10 October 2013, Nairobi – On August 28, President Uhuru Kenyatta was a signatory to a joint communiqué between Ugandan President Yoweri Museveni and Rwanda’s Paul Kagame and representatives of the Presidents of Southern Sudan and Burundi that among other things confirmed Kenya’s participation in the development of a refinery in Uganda by October 15, 2015.
This is indeed good progress for the East African Community. It is important to note that there was no mention of the Mombasa refinery, which has served Kenya for the last 50 years operating on the initial technology of 1963/1974.
It is a fact that for industries to survive the test of time, there has to be consistent investment in improved research and technology. This is evident in the automobile industry; there has been continuous investment in modern technology, current automobiles being produced meet the current legislation, environmental or other legal requirements that come to the fore.
This approach of investing in modern technology should also be applied to the Kenyan refinery if it is to remain efficient and benefit the region and play its role as a strategic facility.
The refinery in Uganda is expected to refine 30,000 barrels of crude oil per day while the Changamwe facility running on both plants at medium throughput produces 49,000 barrels per day.
It is my opinion that the capacity of the Ugandan refinery will not be sufficient to meet the ever increasing fuel demand that comes with improved living standards in the region. The upgrade of the refinery is expected to cost $1.2 billion while the Ugandan refinery construction may cost about $7 billion.

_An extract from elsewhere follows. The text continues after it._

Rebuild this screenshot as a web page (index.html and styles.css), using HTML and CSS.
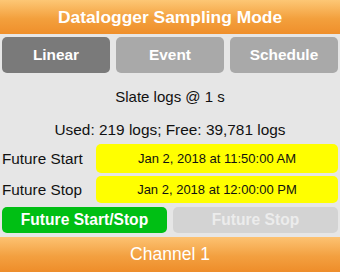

What will Kenya lose should the refinery be moved from Kenya to Uganda?
A source of direct and indirect employment to Kenyan citizens at various levels – skilled and manual jobs that creates stability for its citizens.
The presence of a refinery always has supporting industries that aid in its operations, absence of a local refinery has a negative impact on the supporting industries and their employees.
Source of income to other government departments such as water, power and Kenya Revenue Authority.
Continuity in the education system. It has been a destination for educational trips, offered industrial attachment to students and employed others from various institutions.
Loss of specialised technical skills and a probable brain drain to other countries.
Heavy reliance on direct imports leaves the importer at the mercy of the supplier.
With this in mind, is it possible for the government to review the existence of the refinery and invest in upgrading its own refinery? Stella Opakas is an Energy Optimisation Technologist at KPRL. The views expressed here are her own and do not reflect the organisation’s.